**Your objective**
In this exercise, return the whole listing exactly, excluding any images.

**Collected material**
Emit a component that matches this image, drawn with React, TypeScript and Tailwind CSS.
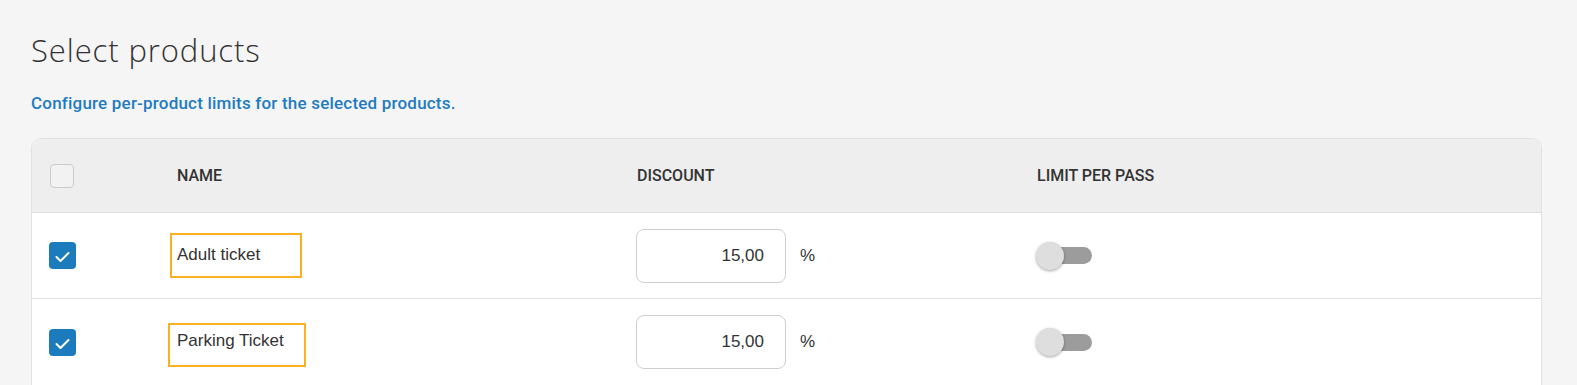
import React from "react";

const CheckedBox = () => (
  <div className="w-[27px] h-[27px] rounded-[4px] bg-[#1b7bbd] flex items-center justify-center">
    <svg width="27" height="27" viewBox="0 0 27 27" fill="none">
      <polyline
        points="7.5,15 11.5,19 19.5,11"
        stroke="white"
        strokeWidth="2"
        strokeLinecap="round"
        strokeLinejoin="round"
      />
    </svg>
  </div>
);

const Toggle = () => (
  <div className="relative w-[56px] h-[28px] -ml-[1px] flex items-center justify-end">
    <div className="w-[46px] h-[17px] rounded-full bg-[#9c9c9c]" />
    <div className="absolute left-0 top-0 w-[28px] h-[28px] rounded-full bg-[#dedede] shadow-[0_1px_3px_rgba(0,0,0,0.35)]" />
  </div>
);

const DiscountInput = () => (
  <div className="flex items-center -ml-[1px]">
    <div className="w-[150px] h-[54px] border border-[#cfcfcf] rounded-[8px] bg-white flex items-center justify-end pr-[21px] text-[17px] text-[#333] font-['Liberation_Sans',Arial,sans-serif]">
      15,00
    </div>
    <span className="ml-[14px] text-[17px] text-[#333] font-['Liberation_Sans',Arial,sans-serif]">%</span>
  </div>
);

export default function App() {
  return (
    <div className="min-h-screen w-full bg-[#f5f5f5] pl-[31px] pr-[35px] pt-[31px]">
      <h1 className="text-[31px] leading-[38px] font-light tracking-[0.9px] text-[#333] font-['Open_Sans',sans-serif]">
        Select products
      </h1>
      <p className="mt-[24px] text-[17px] leading-[20px] font-medium tracking-[0.2px] text-[#1f7bc0] font-['Roboto',sans-serif]">
        Configure per-product limits for the selected products.
      </p>
      <div className="mt-[25px] border border-[#e2e2e2] rounded-t-[10px] overflow-hidden bg-white">
        <div className="grid grid-cols-[145px_460px_400px_1fr] h-[74px] bg-[#eeeeee] border-b border-[#dddddd] items-center font-['Roboto',sans-serif] text-[16px] font-medium text-[#333] uppercase">
          <div className="pl-[18px]">
            <div className="w-[24px] h-[24px] rounded-[4px] border border-[#cccccc] bg-[#f2f2f2]" />
          </div>
          <div>Name</div>
          <div>Discount</div>
          <div>Limit per pass</div>
        </div>

        <div className="grid grid-cols-[145px_460px_400px_1fr] h-[86px] border-b border-[#e0e0e0] items-center">
          <div className="pl-[17px]">
            <CheckedBox />
          </div>
          <div>
            <div className="-ml-[7px] w-[132px] h-[45px] border-2 border-[#f9b122] pl-[5px] pt-[10px] text-[17px] leading-[20px] text-[#333] font-['Liberation_Sans',Arial,sans-serif]">
              Adult ticket
            </div>
          </div>
          <DiscountInput />
          <Toggle />
        </div>

        <div className="grid grid-cols-[145px_460px_400px_1fr] h-[86px] items-center">
          <div className="pl-[17px]">
            <CheckedBox />
          </div>
          <div>
            <div className="-ml-[9px] mt-[6px] w-[138px] h-[44px] border-2 border-[#f9b122] pl-[7px] pt-[6px] text-[17px] leading-[20px] text-[#333] font-['Liberation_Sans',Arial,sans-serif]">
              Parking Ticket
            </div>
          </div>
          <DiscountInput />
          <Toggle />
        </div>
      </div>
    </div>
  );
}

**Solution to this problem**
Emit a component that matches this image, drawn with React, TypeScript and Tailwind CSS.
import React from "react";

const CheckedBox = () => (
  <div className="w-[27px] h-[27px] rounded-[4px] bg-[#1b7bbd] flex items-center justify-center">
    <svg width="27" height="27" viewBox="0 0 27 27" fill="none">
      <polyline
        points="7.5,15 11.5,19 19.5,11"
        stroke="white"
        strokeWidth="2"
        strokeLinecap="round"
        strokeLinejoin="round"
      />
    </svg>
  </div>
);

const Toggle = () => (
  <div className="relative w-[56px] h-[28px] -ml-[1px] flex items-center justify-end">
    <div className="w-[46px] h-[17px] rounded-full bg-[#9c9c9c]" />
    <div className="absolute left-0 top-0 w-[28px] h-[28px] rounded-full bg-[#dedede] shadow-[0_1px_3px_rgba(0,0,0,0.35)]" />
  </div>
);

const DiscountInput = () => (
  <div className="flex items-center -ml-[1px]">
    <div className="w-[150px] h-[54px] border border-[#cfcfcf] rounded-[8px] bg-white flex items-center justify-end pr-[21px] text-[17px] text-[#333] font-['Liberation_Sans',Arial,sans-serif]">
      15,00
    </div>
    <span className="ml-[14px] text-[17px] text-[#333] font-['Liberation_Sans',Arial,sans-serif]">%</span>
  </div>
);

export default function App() {
  return (
    <div className="min-h-screen w-full bg-[#f5f5f5] pl-[31px] pr-[35px] pt-[31px]">
      <h1 className="text-[31px] leading-[38px] font-light tracking-[0.9px] text-[#333] font-['Open_Sans',sans-serif]">
        Select products
      </h1>
      <p className="mt-[24px] text-[17px] leading-[20px] font-medium tracking-[0.2px] text-[#1f7bc0] font-['Roboto',sans-serif]">
        Configure per-product limits for the selected products.
      </p>
      <div className="mt-[25px] border border-[#e2e2e2] rounded-t-[10px] overflow-hidden bg-white">
        <div className="grid grid-cols-[145px_460px_400px_1fr] h-[74px] bg-[#eeeeee] border-b border-[#dddddd] items-center font-['Roboto',sans-serif] text-[16px] font-medium text-[#333] uppercase">
          <div className="pl-[18px]">
            <div className="w-[24px] h-[24px] rounded-[4px] border border-[#cccccc] bg-[#f2f2f2]" />
          </div>
          <div>Name</div>
          <div>Discount</div>
          <div>Limit per pass</div>
        </div>

        <div className="grid grid-cols-[145px_460px_400px_1fr] h-[86px] border-b border-[#e0e0e0] items-center">
          <div className="pl-[17px]">
            <CheckedBox />
          </div>
          <div>
            <div className="-ml-[7px] w-[132px] h-[45px] border-2 border-[#f9b122] pl-[5px] pt-[10px] text-[17px] leading-[20px] text-[#333] font-['Liberation_Sans',Arial,sans-serif]">
              Adult ticket
            </div>
          </div>
          <DiscountInput />
          <Toggle />
        </div>

        <div className="grid grid-cols-[145px_460px_400px_1fr] h-[86px] items-center">
          <div className="pl-[17px]">
            <CheckedBox />
          </div>
          <div>
            <div className="-ml-[9px] mt-[6px] w-[138px] h-[44px] border-2 border-[#f9b122] pl-[7px] pt-[6px] text-[17px] leading-[20px] text-[#333] font-['Liberation_Sans',Arial,sans-serif]">
              Parking Ticket
            </div>
          </div>
          <DiscountInput />
          <Toggle />
        </div>
      </div>
    </div>
  );
}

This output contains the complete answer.